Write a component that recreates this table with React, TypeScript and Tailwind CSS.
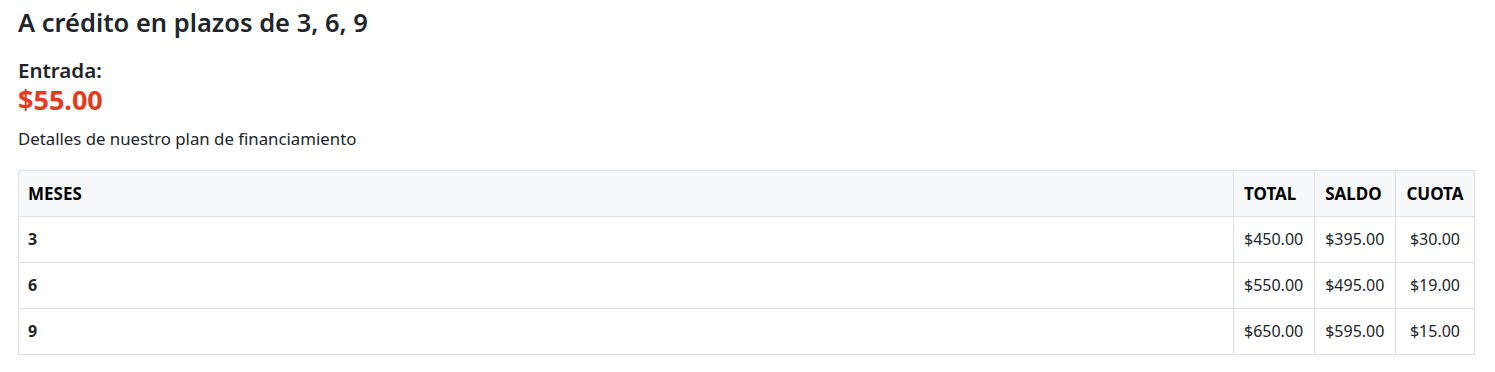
const rows = [
  { meses: '3', total: '$450.00', saldo: '$395.00', cuota: '$30.00' },
  { meses: '6', total: '$550.00', saldo: '$495.00', cuota: '$19.00' },
  { meses: '9', total: '$650.00', saldo: '$595.00', cuota: '$15.00' },
];

export default function App() {
  return (
    <div className="min-h-screen bg-white pl-[18px] pr-[20px] pt-[6px] text-[#212529]" style={{ fontFamily: '"Noto Sans", "Open Sans", sans-serif' }}>
      <h2 className="text-[25.5px] font-semibold leading-[32px]">A crédito en plazos de 3, 6, 9</h2>
      <div className="mt-[18px] text-[20.5px] font-semibold leading-[28px]">Entrada:</div>
      <div className="text-[27px] font-bold leading-[32px] text-[#e23b1d]">$55.00</div>
      <p className="mt-[11px] text-[16.8px] leading-[24px]">Detalles de nuestro plan de financiamiento</p>

      <table className="mt-[19px] w-full border-collapse border border-[#dee2e6] text-[16px]">
        <thead>
          <tr className="bg-[#f7f8fa] text-[17px] text-black">
            <th className="w-full border border-[#dee2e6] px-[9px] py-[10px] text-left font-bold leading-[25px]">MESES</th>
            <th className="whitespace-nowrap border border-[#dee2e6] px-[10.5px] py-[10px] text-left font-bold leading-[25px]">TOTAL</th>
            <th className="whitespace-nowrap border border-[#dee2e6] px-[10.5px] py-[10px] text-left font-bold leading-[25px]">SALDO</th>
            <th className="whitespace-nowrap border border-[#dee2e6] px-[10.5px] py-[10px] text-center font-bold leading-[25px]">CUOTA</th>
          </tr>
        </thead>
        <tbody>
          {rows.map((r) => (
            <tr key={r.meses}>
              <td className="border border-[#dee2e6] px-[9px] py-[10px] font-bold leading-[25px]">{r.meses}</td>
              <td className="whitespace-nowrap border border-[#dee2e6] px-[10.5px] py-[10px] leading-[25px]">{r.total}</td>
              <td className="whitespace-nowrap border border-[#dee2e6] px-[10.5px] py-[10px] leading-[25px]">{r.saldo}</td>
              <td className="whitespace-nowrap border border-[#dee2e6] px-[10.5px] py-[10px] text-center leading-[25px]">{r.cuota}</td>
            </tr>
          ))}
        </tbody>
      </table>
    </div>
  );
}
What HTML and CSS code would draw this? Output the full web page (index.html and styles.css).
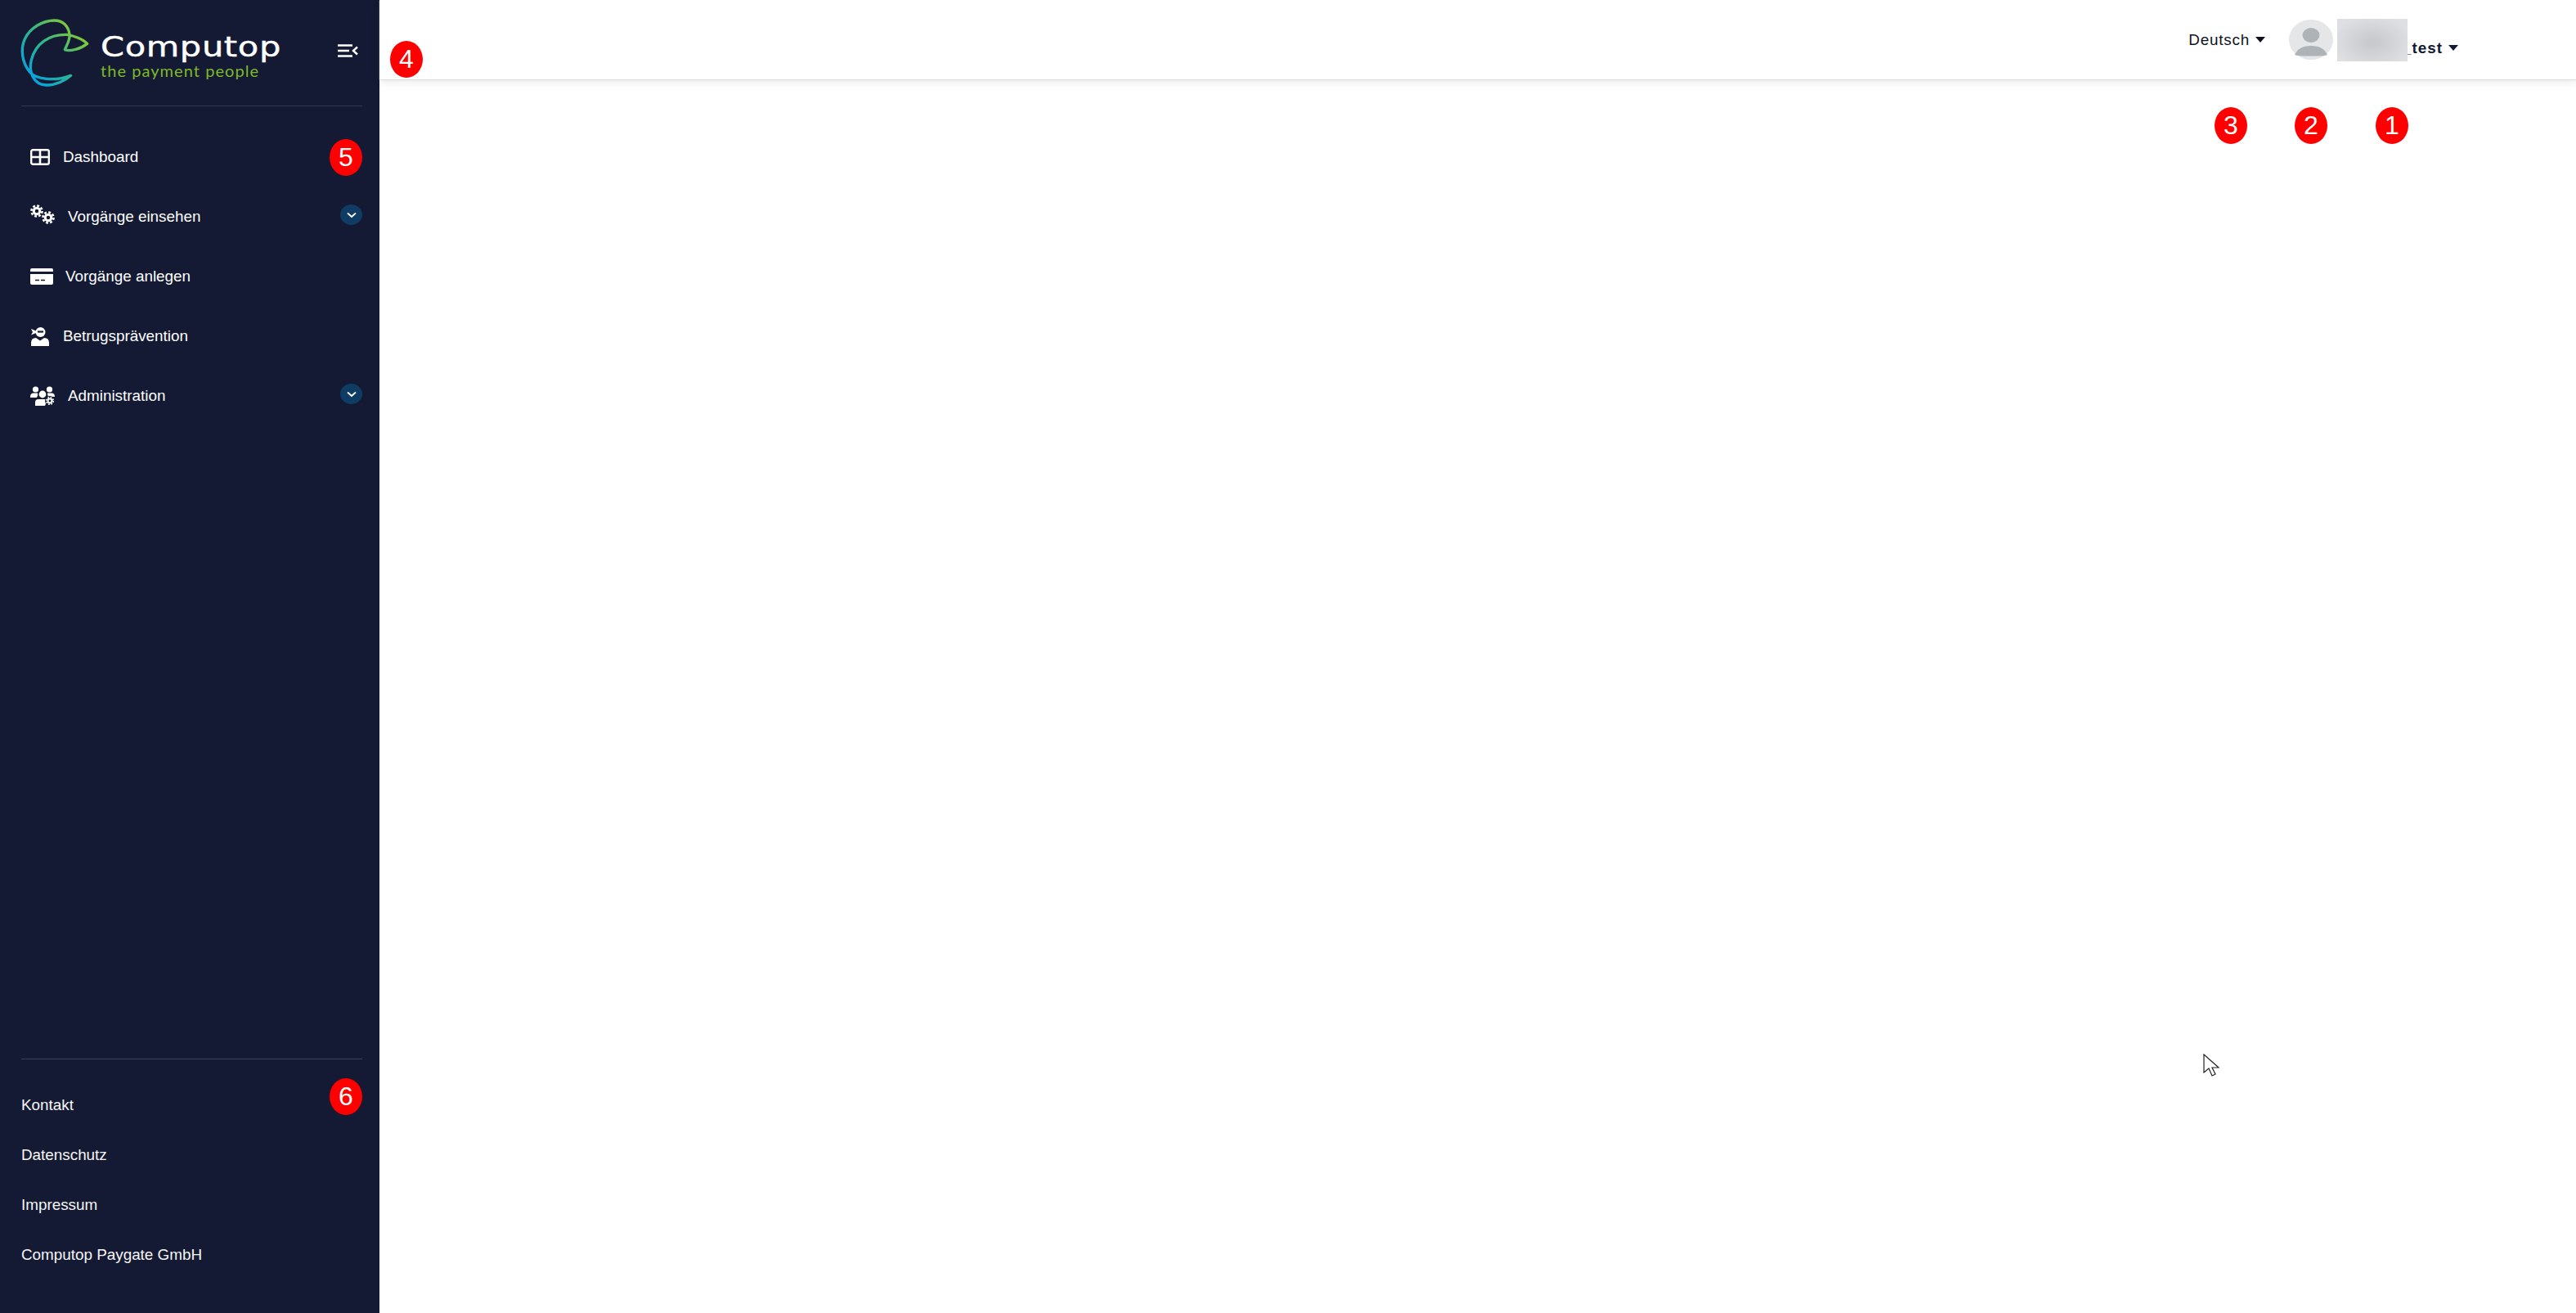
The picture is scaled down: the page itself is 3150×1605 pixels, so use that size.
FILE: index.html
```html
<!DOCTYPE html>
<html>

<head>
  <meta charset="utf-8">
  <title>Computop Paygate</title>
  <link rel="stylesheet" href="styles.css">
</head>

<body>
  <svg class="defs" width="0" height="0">
    <defs>
      <g id="gear">
        <circle cx="0" cy="0" r="6.6" fill="#fff"></circle>
        <circle cx="0" cy="0" r="8.2" fill="none" stroke="#fff" stroke-width="3.2" stroke-dasharray="3.6 2.84"></circle>
        <circle cx="0" cy="0" r="2.8" fill="#141a33"></circle>
      </g>
    </defs>
  </svg>

  <aside class="sidebar">
    <div class="brand">
      <svg class="brand-logo" width="90" height="90" viewBox="30 30 270 270">
        <defs>
          <linearGradient id="logoGrad" gradientUnits="userSpaceOnUse" x1="70" y1="260" x2="260" y2="70">
            <stop offset="0" stop-color="#00a3e8"></stop>
            <stop offset=".5" stop-color="#2fb58c"></stop>
            <stop offset="1" stop-color="#8ccb2e"></stop>
          </linearGradient>
        </defs>
        <path fill="none" stroke="url(#logoGrad)" stroke-width="10" stroke-linecap="round" stroke-linejoin="round" d="M80 235C50 200 45 150 60 115C80 70 130 45 170 45C200 45 220 65 225 95C228 115 215 135 208 152C225 160 265 150 290 130C275 115 240 100 215 97C150 95 100 130 85 190C75 230 90 280 140 282C175 283 210 265 230 247C170 270 100 260 80 235Z"></path>
      </svg>
      <div class="brand-text">
        <div class="brand-name">Computop</div>
        <div class="brand-claim">the payment people</div>
      </div>
      <svg class="menu-toggle" width="26" height="18" viewBox="0 0 26 18">
        <path fill="none" stroke="#fff" stroke-width="2.6" d="M1 2.5H19M1 9H15M1 15.5H19"></path>
        <path fill="none" stroke="#fff" stroke-width="2.4" d="M25 4.5L20 9L25 13.5"></path>
      </svg>
    </div>

    <ul class="nav">
      <li class="nav-item">
        <svg class="nav-icon" width="24" height="20" viewBox="0 0 24 20">
          <rect x="1.2" y="1.2" width="21.6" height="17.6" rx="2" fill="none" stroke="#fff" stroke-width="2.4"></rect>
          <path stroke="#fff" stroke-width="2.6" d="M12 1V19M1 10H23"></path>
        </svg>
        <span>Dashboard</span>
      </li>
      <li class="nav-item">
        <svg class="nav-icon icon-up" width="30" height="24" viewBox="0 0 30 24">
          <use href="#gear" transform="translate(8 8) scale(.8)"></use>
          <use href="#gear" transform="translate(22 16) scale(.8)"></use>
        </svg>
        <span>Vorgänge einsehen</span>
        <i class="nav-toggle">
          <svg width="12" height="8" viewBox="0 0 12 8"><path fill="none" stroke="#fff" stroke-width="1.8" d="M1 1.5L6 6L11 1.5"></path></svg>
        </i>
      </li>
      <li class="nav-item">
        <svg class="nav-icon icon-card" width="28" height="20" viewBox="0 0 28 20">
          <path fill="#fff" d="M2 0H26Q28 0 28 2V4H0V2Q0 0 2 0ZM0 7H28V18Q28 20 26 20H2Q0 20 0 18Z"></path>
          <path stroke="#141a33" stroke-width="1.6" d="M6 14.5H11M13 14.5H18"></path>
        </svg>
        <span>Vorgänge anlegen</span>
      </li>
      <li class="nav-item">
        <svg class="nav-icon" width="24" height="24" viewBox="0 0 24 24">
          <circle cx="12.5" cy="7" r="6" fill="#fff"></circle>
          <path fill="#fff" d="M1 3L7 5.5V8L1 10.5L3 7Z"></path>
          <path stroke="#141a33" stroke-width="2.2" d="M9 6.5H16"></path>
          <path fill="#fff" d="M1 24V20Q1 14 7 14L12 17.5L17 14Q23 14 23 20V24Z"></path>
        </svg>
        <span>Betrugsprävention</span>
      </li>
      <li class="nav-item">
        <svg class="nav-icon" width="30" height="24" viewBox="0 0 30 24">
          <circle cx="6.5" cy="4" r="3.6" fill="#fff"></circle>
          <circle cx="23.5" cy="4" r="3.6" fill="#fff"></circle>
          <circle cx="15" cy="10" r="4.4" fill="#fff"></circle>
          <path fill="#fff" d="M0 13Q0 8.5 4 8.5H9Q10 11 8 14H0ZM21 8.5H26Q30 8.5 30 13H22Q21 10 21 8.5ZM6 24V20Q6 16 10 16H20Q20 20 18 24Z"></path>
          <circle cx="24" cy="18" r="6" fill="#141a33"></circle>
          <use href="#gear" transform="translate(24 18) scale(.52)"></use>
        </svg>
        <span>Administration</span>
        <i class="nav-toggle">
          <svg width="12" height="8" viewBox="0 0 12 8"><path fill="none" stroke="#fff" stroke-width="1.8" d="M1 1.5L6 6L11 1.5"></path></svg>
        </i>
      </li>
    </ul>

    <ul class="foot">
      <li>Kontakt</li>
      <li>Datenschutz</li>
      <li>Impressum</li>
      <li>Computop Paygate GmbH</li>
    </ul>
  </aside>

  <main class="main">
    <header class="topbar">
      <div class="lang">Deutsch<b class="caret"></b></div>
      <div class="avatar">
        <svg width="54" height="49" viewBox="0 0 54 49">
          <ellipse cx="27" cy="24.5" rx="27" ry="24.5" fill="#e4e6e8"></ellipse>
          <ellipse cx="27" cy="19" rx="10.5" ry="9" fill="#adb3b7"></ellipse>
          <path fill="#adb3b7" d="M7 43Q12 32 27 32Q42 32 47 43Q44 44.500 27 44.500Q10 44.500 7 43Z"></path>
        </svg>
      </div>
      <div class="user">
        <span class="user-blur"></span>
        <span class="user-name">_test</span>
        <b class="caret caret-user"></b>
      </div>
    </header>
  </main>

  <span class="badge b1">1</span>
  <span class="badge b2">2</span>
  <span class="badge b3">3</span>
  <span class="badge b4">4</span>
  <span class="badge b5">5</span>
  <span class="badge b6">6</span>

  <svg class="cursor" width="20" height="28" viewBox="0 0 20 28">
    <path fill="#fff" stroke="#222" stroke-width="1.2" d="M1 1V23L7 18L11 27L15 25L11 17L19 17Z"></path>
  </svg>
</body>

</html>
```

FILE: styles.css
```css
* {
  margin: 0;
  padding: 0;
  box-sizing: border-box;
}

html,
body {
  height: 100%;
}

body {
  display: flex;
  overflow: hidden;
  background: #fff;
  font-family: "Liberation Sans", Arial, sans-serif;
}

li {
  list-style: none;
}

.defs {
  position: absolute;
}

.sidebar {
  display: flex;
  flex-direction: column;
  flex: none;
  width: 464px;
  height: 1605px;
  padding: 0 21px 0 26px;
  background: #141a33;
  color: #fff;
}

.brand {
  display: flex;
  align-items: center;
  height: 130px;
  padding-bottom: 1px;
  border-bottom: 1px solid #33384f;
}

.brand-logo {
  flex: none;
  margin-left: -6px;
  margin-top: 1px;
  margin-right: 13px;
}

.brand-text {
  flex: 1;
  margin-top: 9px;
}

.brand-name {
  font-family: "DejaVu Sans", sans-serif;
  font-size: 33px;
  line-height: 34px;
  letter-spacing: .5px;
  transform: scaleX(1.26);
  transform-origin: left;
  -webkit-text-stroke: .4px #fff;
}

.brand-claim {
  font-family: Lato, sans-serif;
  font-size: 20px;
  line-height: 22px;
  letter-spacing: 1.05px;
  color: #7db928;
}

.menu-toggle {
  margin-right: 5px;
  margin-bottom: 4px;
}

.nav {
  flex: 1;
  padding: 25px 0 0 11px;
}

.nav-item {
  display: flex;
  align-items: center;
  height: 73px;
  font-size: 18.85px;
}

.nav-icon {
  flex: none;
  margin-right: 16px;
}

.icon-up {
  margin-top: -6px;
}

.icon-card {
  margin-right: 15px;
}

.nav-toggle {
  display: flex;
  align-items: center;
  justify-content: center;
  width: 27px;
  height: 25px;
  margin-left: auto;
  margin-bottom: 4px;
  border-radius: 50%;
  background: #0f3c64;
}

.foot {
  height: 311px;
  padding-top: 25px;
  border-top: 1px solid #3a3f55;
  font-size: 18.85px;
}

.foot li {
  display: flex;
  align-items: center;
  height: 61px;
  color: #f6f6f6;
}

.main {
  flex: 1;
  min-width: 0;
}

.topbar {
  display: flex;
  align-items: center;
  justify-content: flex-end;
  height: 97px;
  padding-right: 144px;
  background: #fff;
  box-shadow: 0 1px 1px #ddd, 0 4px 10px rgba(0, 0, 0, .08);
  font-size: 18.85px;
}

.lang {
  display: flex;
  align-items: center;
  letter-spacing: .8px;
  color: #10131f;
}

.caret {
  width: 0;
  height: 0;
  margin-left: 7px;
  border-left: 6.5px solid transparent;
  border-right: 6.5px solid transparent;
  border-top: 7px solid #10131f;
}

.avatar {
  display: flex;
  margin-left: 29px;
}

.user {
  display: flex;
  align-items: center;
  margin-left: 5px;
}

.user-blur {
  position: relative;
  z-index: 1;
  width: 86px;
  height: 52px;
  margin-right: -6px;
  margin-top: 1px;
  background: radial-gradient(ellipse at 50% 55%, #c8cacd 10%, #dedfe2 80%);
}

.user-name {
  margin-top: 21px;
  font-weight: bold;
  letter-spacing: 1px;
  color: #141a33;
}

.caret-user {
  margin-top: 20px;
  border-top-color: #141a33;
}

.badge {
  position: absolute;
  display: flex;
  align-items: center;
  justify-content: center;
  width: 40px;
  height: 45px;
  border-radius: 50%;
  background: #f00;
  color: #fff;
  font-size: 32px;
}

.b1 {
  left: 2905px;
  top: 131px;
}

.b2 {
  left: 2806px;
  top: 131px;
}

.b3 {
  left: 2708px;
  top: 131px;
}

.b4 {
  left: 477px;
  top: 50px;
}

.b5 {
  left: 403px;
  top: 170px;
}

.b6 {
  left: 403px;
  top: 1318px;
}

.cursor {
  position: absolute;
  left: 2694px;
  top: 1288px;
}
```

#### [PROBLEM DETAILS]
Please restate the material above line by line, exactly, beginning at its first line and ending with the line that contains "plan de financiamiento</p>", without any pictures.

#### [ANSWER TO THE PROBLEM]
Write a component that recreates this table with React, TypeScript and Tailwind CSS.
const rows = [
  { meses: '3', total: '$450.00', saldo: '$395.00', cuota: '$30.00' },
  { meses: '6', total: '$550.00', saldo: '$495.00', cuota: '$19.00' },
  { meses: '9', total: '$650.00', saldo: '$595.00', cuota: '$15.00' },
];

export default function App() {
  return (
    <div className="min-h-screen bg-white pl-[18px] pr-[20px] pt-[6px] text-[#212529]" style={{ fontFamily: '"Noto Sans", "Open Sans", sans-serif' }}>
      <h2 className="text-[25.5px] font-semibold leading-[32px]">A crédito en plazos de 3, 6, 9</h2>
      <div className="mt-[18px] text-[20.5px] font-semibold leading-[28px]">Entrada:</div>
      <div className="text-[27px] font-bold leading-[32px] text-[#e23b1d]">$55.00</div>
      <p className="mt-[11px] text-[16.8px] leading-[24px]">Detalles de nuestro plan de financiamiento</p>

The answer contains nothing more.